_Data:_

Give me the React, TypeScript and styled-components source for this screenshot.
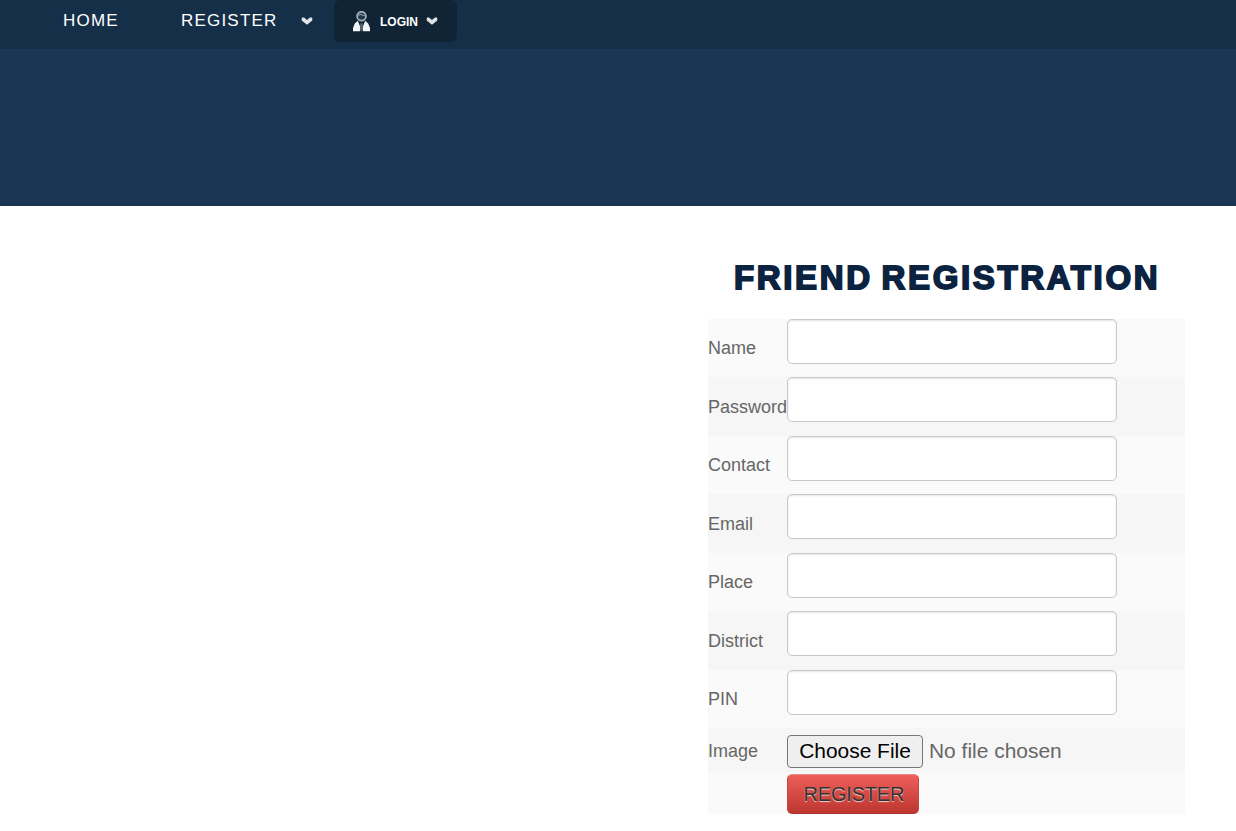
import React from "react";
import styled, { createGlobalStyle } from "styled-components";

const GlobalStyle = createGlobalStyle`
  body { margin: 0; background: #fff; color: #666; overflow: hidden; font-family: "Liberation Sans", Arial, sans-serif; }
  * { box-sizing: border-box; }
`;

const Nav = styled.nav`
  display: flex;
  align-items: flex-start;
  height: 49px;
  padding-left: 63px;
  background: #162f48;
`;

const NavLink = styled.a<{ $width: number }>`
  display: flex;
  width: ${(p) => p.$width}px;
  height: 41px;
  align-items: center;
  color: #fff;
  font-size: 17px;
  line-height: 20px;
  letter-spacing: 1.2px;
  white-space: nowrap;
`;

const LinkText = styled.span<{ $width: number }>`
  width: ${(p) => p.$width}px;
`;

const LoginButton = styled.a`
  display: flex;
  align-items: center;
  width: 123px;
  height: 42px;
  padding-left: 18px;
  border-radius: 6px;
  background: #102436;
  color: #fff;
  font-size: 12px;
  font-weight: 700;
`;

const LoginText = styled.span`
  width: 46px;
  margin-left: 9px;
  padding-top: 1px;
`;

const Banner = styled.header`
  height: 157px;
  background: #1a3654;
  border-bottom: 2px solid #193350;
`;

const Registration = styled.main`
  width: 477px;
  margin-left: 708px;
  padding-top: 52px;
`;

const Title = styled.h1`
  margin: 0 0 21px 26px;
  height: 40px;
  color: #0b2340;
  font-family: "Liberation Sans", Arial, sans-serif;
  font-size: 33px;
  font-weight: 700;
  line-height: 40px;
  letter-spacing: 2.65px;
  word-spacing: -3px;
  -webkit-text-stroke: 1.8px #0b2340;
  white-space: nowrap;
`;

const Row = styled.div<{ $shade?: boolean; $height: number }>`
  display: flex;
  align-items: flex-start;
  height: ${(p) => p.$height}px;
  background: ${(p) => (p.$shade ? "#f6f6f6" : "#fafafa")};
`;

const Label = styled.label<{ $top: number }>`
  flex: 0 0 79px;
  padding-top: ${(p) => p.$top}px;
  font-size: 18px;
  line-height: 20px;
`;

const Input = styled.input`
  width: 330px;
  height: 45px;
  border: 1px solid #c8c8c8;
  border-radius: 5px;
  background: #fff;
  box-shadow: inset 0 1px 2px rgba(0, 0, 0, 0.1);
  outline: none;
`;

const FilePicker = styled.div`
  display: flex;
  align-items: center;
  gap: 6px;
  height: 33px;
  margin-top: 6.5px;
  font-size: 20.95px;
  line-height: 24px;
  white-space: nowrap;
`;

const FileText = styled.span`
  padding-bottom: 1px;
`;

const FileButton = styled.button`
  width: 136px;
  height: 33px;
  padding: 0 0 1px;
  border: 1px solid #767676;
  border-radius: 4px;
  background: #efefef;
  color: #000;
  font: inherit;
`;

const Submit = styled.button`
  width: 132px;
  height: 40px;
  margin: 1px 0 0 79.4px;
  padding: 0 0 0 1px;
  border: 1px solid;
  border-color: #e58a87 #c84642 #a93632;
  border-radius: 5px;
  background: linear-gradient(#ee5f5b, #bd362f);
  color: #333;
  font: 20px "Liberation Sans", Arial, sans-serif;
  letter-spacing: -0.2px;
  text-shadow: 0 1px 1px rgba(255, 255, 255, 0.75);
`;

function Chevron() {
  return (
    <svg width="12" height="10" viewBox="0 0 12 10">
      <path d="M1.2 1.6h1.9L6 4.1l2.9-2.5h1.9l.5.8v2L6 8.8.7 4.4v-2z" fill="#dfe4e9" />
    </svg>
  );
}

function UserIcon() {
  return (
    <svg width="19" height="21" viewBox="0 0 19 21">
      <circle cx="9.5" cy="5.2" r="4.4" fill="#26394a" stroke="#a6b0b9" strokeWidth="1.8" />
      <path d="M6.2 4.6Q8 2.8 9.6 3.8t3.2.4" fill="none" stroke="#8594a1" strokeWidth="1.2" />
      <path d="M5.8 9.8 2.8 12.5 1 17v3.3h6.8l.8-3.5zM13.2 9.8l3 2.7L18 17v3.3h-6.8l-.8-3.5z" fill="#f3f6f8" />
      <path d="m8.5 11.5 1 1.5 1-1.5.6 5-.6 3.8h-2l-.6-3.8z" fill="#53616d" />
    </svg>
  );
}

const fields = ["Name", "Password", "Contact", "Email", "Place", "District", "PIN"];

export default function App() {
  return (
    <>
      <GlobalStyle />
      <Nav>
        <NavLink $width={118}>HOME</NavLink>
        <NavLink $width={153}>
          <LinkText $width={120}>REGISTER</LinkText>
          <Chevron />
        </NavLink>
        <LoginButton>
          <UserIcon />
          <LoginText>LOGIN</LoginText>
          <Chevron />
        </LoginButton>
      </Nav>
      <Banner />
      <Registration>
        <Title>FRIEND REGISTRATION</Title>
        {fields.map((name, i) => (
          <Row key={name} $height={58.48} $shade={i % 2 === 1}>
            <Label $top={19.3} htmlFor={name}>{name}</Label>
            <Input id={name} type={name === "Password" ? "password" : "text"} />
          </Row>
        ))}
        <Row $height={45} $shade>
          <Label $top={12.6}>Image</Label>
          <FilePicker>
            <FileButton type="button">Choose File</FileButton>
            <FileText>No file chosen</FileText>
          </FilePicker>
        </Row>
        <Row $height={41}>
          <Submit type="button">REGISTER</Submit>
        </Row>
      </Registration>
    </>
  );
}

_Work to do:_ Return to the listing above and set it down exactly, leaving out its pictures.

_Response:_
Give me the React, TypeScript and styled-components source for this screenshot.
import React from "react";
import styled, { createGlobalStyle } from "styled-components";

const GlobalStyle = createGlobalStyle`
  body { margin: 0; background: #fff; color: #666; overflow: hidden; font-family: "Liberation Sans", Arial, sans-serif; }
  * { box-sizing: border-box; }
`;

const Nav = styled.nav`
  display: flex;
  align-items: flex-start;
  height: 49px;
  padding-left: 63px;
  background: #162f48;
`;

const NavLink = styled.a<{ $width: number }>`
  display: flex;
  width: ${(p) => p.$width}px;
  height: 41px;
  align-items: center;
  color: #fff;
  font-size: 17px;
  line-height: 20px;
  letter-spacing: 1.2px;
  white-space: nowrap;
`;

const LinkText = styled.span<{ $width: number }>`
  width: ${(p) => p.$width}px;
`;

const LoginButton = styled.a`
  display: flex;
  align-items: center;
  width: 123px;
  height: 42px;
  padding-left: 18px;
  border-radius: 6px;
  background: #102436;
  color: #fff;
  font-size: 12px;
  font-weight: 700;
`;

const LoginText = styled.span`
  width: 46px;
  margin-left: 9px;
  padding-top: 1px;
`;

const Banner = styled.header`
  height: 157px;
  background: #1a3654;
  border-bottom: 2px solid #193350;
`;

const Registration = styled.main`
  width: 477px;
  margin-left: 708px;
  padding-top: 52px;
`;

const Title = styled.h1`
  margin: 0 0 21px 26px;
  height: 40px;
  color: #0b2340;
  font-family: "Liberation Sans", Arial, sans-serif;
  font-size: 33px;
  font-weight: 700;
  line-height: 40px;
  letter-spacing: 2.65px;
  word-spacing: -3px;
  -webkit-text-stroke: 1.8px #0b2340;
  white-space: nowrap;
`;

const Row = styled.div<{ $shade?: boolean; $height: number }>`
  display: flex;
  align-items: flex-start;
  height: ${(p) => p.$height}px;
  background: ${(p) => (p.$shade ? "#f6f6f6" : "#fafafa")};
`;

const Label = styled.label<{ $top: number }>`
  flex: 0 0 79px;
  padding-top: ${(p) => p.$top}px;
  font-size: 18px;
  line-height: 20px;
`;

const Input = styled.input`
  width: 330px;
  height: 45px;
  border: 1px solid #c8c8c8;
  border-radius: 5px;
  background: #fff;
  box-shadow: inset 0 1px 2px rgba(0, 0, 0, 0.1);
  outline: none;
`;

const FilePicker = styled.div`
  display: flex;
  align-items: center;
  gap: 6px;
  height: 33px;
  margin-top: 6.5px;
  font-size: 20.95px;
  line-height: 24px;
  white-space: nowrap;
`;

const FileText = styled.span`
  padding-bottom: 1px;
`;

const FileButton = styled.button`
  width: 136px;
  height: 33px;
  padding: 0 0 1px;
  border: 1px solid #767676;
  border-radius: 4px;
  background: #efefef;
  color: #000;
  font: inherit;
`;

const Submit = styled.button`
  width: 132px;
  height: 40px;
  margin: 1px 0 0 79.4px;
  padding: 0 0 0 1px;
  border: 1px solid;
  border-color: #e58a87 #c84642 #a93632;
  border-radius: 5px;
  background: linear-gradient(#ee5f5b, #bd362f);
  color: #333;
  font: 20px "Liberation Sans", Arial, sans-serif;
  letter-spacing: -0.2px;
  text-shadow: 0 1px 1px rgba(255, 255, 255, 0.75);
`;

function Chevron() {
  return (
    <svg width="12" height="10" viewBox="0 0 12 10">
      <path d="M1.2 1.6h1.9L6 4.1l2.9-2.5h1.9l.5.8v2L6 8.8.7 4.4v-2z" fill="#dfe4e9" />
    </svg>
  );
}

function UserIcon() {
  return (
    <svg width="19" height="21" viewBox="0 0 19 21">
      <circle cx="9.5" cy="5.2" r="4.4" fill="#26394a" stroke="#a6b0b9" strokeWidth="1.8" />
      <path d="M6.2 4.6Q8 2.8 9.6 3.8t3.2.4" fill="none" stroke="#8594a1" strokeWidth="1.2" />
      <path d="M5.8 9.8 2.8 12.5 1 17v3.3h6.8l.8-3.5zM13.2 9.8l3 2.7L18 17v3.3h-6.8l-.8-3.5z" fill="#f3f6f8" />
      <path d="m8.5 11.5 1 1.5 1-1.5.6 5-.6 3.8h-2l-.6-3.8z" fill="#53616d" />
    </svg>
  );
}

const fields = ["Name", "Password", "Contact", "Email", "Place", "District", "PIN"];

export default function App() {
  return (
    <>
      <GlobalStyle />
      <Nav>
        <NavLink $width={118}>HOME</NavLink>
        <NavLink $width={153}>
          <LinkText $width={120}>REGISTER</LinkText>
          <Chevron />
        </NavLink>
        <LoginButton>
          <UserIcon />
          <LoginText>LOGIN</LoginText>
          <Chevron />
        </LoginButton>
      </Nav>
      <Banner />
      <Registration>
        <Title>FRIEND REGISTRATION</Title>
        {fields.map((name, i) => (
          <Row key={name} $height={58.48} $shade={i % 2 === 1}>
            <Label $top={19.3} htmlFor={name}>{name}</Label>
            <Input id={name} type={name === "Password" ? "password" : "text"} />
          </Row>
        ))}
        <Row $height={45} $shade>
          <Label $top={12.6}>Image</Label>
          <FilePicker>
            <FileButton type="button">Choose File</FileButton>
            <FileText>No file chosen</FileText>
          </FilePicker>
        </Row>
        <Row $height={41}>
          <Submit type="button">REGISTER</Submit>
        </Row>
      </Registration>
    </>
  );
}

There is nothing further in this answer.